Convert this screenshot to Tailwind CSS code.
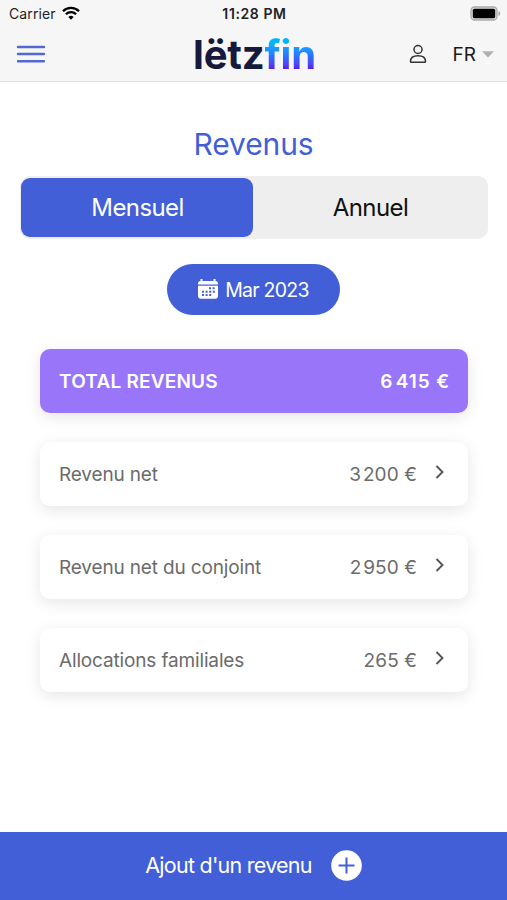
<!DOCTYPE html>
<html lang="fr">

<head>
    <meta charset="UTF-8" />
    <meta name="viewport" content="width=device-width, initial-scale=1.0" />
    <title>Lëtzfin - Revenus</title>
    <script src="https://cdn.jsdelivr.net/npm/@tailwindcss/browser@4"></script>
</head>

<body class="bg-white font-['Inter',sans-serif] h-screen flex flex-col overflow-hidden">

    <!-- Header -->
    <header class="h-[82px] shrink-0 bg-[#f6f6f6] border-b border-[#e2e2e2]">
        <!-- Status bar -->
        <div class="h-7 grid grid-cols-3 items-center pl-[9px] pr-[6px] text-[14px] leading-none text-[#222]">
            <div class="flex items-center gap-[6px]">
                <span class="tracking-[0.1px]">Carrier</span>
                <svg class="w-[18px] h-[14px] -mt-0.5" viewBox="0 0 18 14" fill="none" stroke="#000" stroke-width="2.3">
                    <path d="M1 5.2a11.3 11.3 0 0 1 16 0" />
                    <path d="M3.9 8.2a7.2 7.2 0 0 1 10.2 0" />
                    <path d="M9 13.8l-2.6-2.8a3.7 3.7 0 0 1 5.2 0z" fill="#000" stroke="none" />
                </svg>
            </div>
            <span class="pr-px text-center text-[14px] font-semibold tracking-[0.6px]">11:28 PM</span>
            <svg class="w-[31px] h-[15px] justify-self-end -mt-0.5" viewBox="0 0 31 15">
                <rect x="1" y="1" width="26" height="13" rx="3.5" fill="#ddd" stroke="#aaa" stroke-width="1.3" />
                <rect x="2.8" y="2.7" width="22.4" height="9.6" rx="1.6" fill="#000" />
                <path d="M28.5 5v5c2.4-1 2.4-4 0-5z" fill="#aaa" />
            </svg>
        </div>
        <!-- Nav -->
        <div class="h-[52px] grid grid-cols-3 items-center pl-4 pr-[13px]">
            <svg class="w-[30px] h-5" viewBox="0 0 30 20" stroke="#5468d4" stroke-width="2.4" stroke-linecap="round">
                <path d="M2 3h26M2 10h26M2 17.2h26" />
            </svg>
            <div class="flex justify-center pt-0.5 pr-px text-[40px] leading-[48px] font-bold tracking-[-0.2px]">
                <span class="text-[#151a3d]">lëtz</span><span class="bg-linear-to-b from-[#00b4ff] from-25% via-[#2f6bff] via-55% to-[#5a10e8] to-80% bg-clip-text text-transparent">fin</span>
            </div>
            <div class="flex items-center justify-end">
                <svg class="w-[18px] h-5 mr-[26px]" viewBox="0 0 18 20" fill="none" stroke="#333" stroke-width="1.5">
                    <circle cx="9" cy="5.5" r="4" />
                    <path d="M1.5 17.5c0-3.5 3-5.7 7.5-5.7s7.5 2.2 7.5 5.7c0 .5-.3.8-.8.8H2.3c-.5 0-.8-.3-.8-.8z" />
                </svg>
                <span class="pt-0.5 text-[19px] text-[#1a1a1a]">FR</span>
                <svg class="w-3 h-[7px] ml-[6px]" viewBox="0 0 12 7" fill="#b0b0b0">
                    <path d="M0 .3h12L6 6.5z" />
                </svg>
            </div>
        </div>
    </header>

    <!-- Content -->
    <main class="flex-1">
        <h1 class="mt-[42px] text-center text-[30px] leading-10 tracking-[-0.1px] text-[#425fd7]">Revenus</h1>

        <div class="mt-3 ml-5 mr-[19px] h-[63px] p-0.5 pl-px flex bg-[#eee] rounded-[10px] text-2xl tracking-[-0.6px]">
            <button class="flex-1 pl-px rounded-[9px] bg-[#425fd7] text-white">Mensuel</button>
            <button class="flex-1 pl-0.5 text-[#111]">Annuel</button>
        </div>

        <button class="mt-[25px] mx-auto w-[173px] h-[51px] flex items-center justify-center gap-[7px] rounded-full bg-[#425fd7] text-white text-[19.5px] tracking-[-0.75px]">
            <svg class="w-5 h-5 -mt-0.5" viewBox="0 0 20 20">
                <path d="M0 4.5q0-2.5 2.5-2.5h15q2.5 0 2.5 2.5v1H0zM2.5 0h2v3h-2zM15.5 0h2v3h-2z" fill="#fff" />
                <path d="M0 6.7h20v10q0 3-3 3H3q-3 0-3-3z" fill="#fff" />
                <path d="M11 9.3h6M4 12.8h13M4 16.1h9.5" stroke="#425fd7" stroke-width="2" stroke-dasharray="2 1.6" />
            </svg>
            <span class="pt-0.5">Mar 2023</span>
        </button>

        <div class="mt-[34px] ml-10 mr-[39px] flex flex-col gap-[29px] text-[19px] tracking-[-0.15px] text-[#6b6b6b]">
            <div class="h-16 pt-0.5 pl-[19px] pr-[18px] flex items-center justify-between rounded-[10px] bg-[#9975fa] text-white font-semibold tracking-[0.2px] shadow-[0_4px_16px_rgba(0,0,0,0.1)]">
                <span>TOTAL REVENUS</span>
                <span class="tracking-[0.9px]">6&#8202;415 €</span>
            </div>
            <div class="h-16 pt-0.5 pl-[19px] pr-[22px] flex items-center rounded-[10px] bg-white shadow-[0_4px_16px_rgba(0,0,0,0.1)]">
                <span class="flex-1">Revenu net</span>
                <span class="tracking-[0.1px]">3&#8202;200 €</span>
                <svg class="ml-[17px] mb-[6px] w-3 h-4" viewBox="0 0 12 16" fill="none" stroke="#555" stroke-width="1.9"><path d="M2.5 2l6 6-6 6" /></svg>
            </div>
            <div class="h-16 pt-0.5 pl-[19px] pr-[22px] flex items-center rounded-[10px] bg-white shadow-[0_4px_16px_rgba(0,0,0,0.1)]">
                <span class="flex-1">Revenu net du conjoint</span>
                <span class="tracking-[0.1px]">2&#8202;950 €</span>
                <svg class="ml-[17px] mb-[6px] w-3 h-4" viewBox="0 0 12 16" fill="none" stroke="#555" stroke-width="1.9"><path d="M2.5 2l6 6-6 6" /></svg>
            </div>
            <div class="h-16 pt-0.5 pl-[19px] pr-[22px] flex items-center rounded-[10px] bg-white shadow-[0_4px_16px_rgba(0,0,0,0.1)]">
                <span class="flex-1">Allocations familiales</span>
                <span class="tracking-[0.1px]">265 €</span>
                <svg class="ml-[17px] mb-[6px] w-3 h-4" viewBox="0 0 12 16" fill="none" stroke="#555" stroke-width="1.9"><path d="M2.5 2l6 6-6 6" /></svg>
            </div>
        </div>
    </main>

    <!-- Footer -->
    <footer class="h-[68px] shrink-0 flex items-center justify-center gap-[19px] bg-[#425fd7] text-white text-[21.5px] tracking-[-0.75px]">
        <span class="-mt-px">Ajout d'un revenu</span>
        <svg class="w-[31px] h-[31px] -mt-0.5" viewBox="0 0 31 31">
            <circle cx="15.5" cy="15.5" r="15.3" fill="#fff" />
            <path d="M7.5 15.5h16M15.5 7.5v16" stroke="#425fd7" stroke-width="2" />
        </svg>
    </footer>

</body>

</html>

====

**Given request:** Up to and including the line containing "font-['Inter',sans-serif] h-screen flex", repeat every line from the start of the data, but none of the pictures.

**In response:**
Convert this screenshot to Tailwind CSS code.
<!DOCTYPE html>
<html lang="fr">

<head>
    <meta charset="UTF-8" />
    <meta name="viewport" content="width=device-width, initial-scale=1.0" />
    <title>Lëtzfin - Revenus</title>
    <script src="https://cdn.jsdelivr.net/npm/@tailwindcss/browser@4"></script>
</head>

<body class="bg-white font-['Inter',sans-serif] h-screen flex flex-col overflow-hidden">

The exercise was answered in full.